L’article 47.1 est initialement prévu pour les projets de loi sur le financement initiaux qui sont examinés à l’automne. Il est alors urgent de voter un budget avant la fin de l’année pour assurer les versements de prestations. Dans le cas de la réforme des retraites, la nécessité d’agir vite n’est pas évidente : « Nulle urgence », estime Benjamin Morel, maître de conférences en droit public, dans une tribune au Monde.

De plus, un PLFSS ne doit comporter que des dispositions d’ordre financier. Selon Le Canard enchaîné, Laurent Fabius, président du Conseil constitutionnel, a averti que : « (…) tout ce qui est hors champ financier peut être considéré comme un “cavalier budgétaire” [sans rapport avec le projet de loi], et, dans ce cas, il faudrait un deuxième texte. » Il cite notamment l’index d’emploi des seniors ou les modifications de critères de pénibilité parmi les mesures qui pourraient être censurées.

L’ultime méthode pour les oppositions : la motion référendaire

Il s’agit sans doute du scénario le plus improbable. La Nouvelle Union populaire écologique et sociale (Nupes) et le Rassemblement national (RN) ont déposé, chacun de leur côté, une motion référendaire, c’est-à-dire une demande d’organisation d’un référendum sur le projet de loi. Mardi 31 janvier, la conférence des présidents de l’Assemblée a choisi, par tirage au sort, que seule celle du RN de Jordan Bardella sera débattue dans l’Hémicycle le 6 février.
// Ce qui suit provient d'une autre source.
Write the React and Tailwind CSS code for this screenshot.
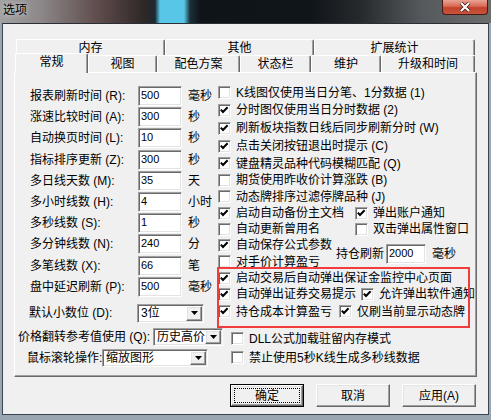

Toutefois, sa mise en œuvre est soumise à de telles conditions qu’il est quasi inenvisageable que la motion aboutisse. Concrètement, en séance publique du PLFSSR les députés auront à se prononcer sur cette motion. S’il y a majorité des suffrages (ce qui implique que la Nupes vote la motion du RN), les discussions à l’Assemblée sont suspendues et la motion est transmise au Sénat (acquis aux Républicains, donc a priori défavorable à cette idée) qui a trente jours pour l’adopter. En cas d’approbation par les deux chambres du Parlement, c’est au président de la République de soumettre un référendum, en vertu de l’article 11 de la Constitution. Mais rien ne l’y oblige.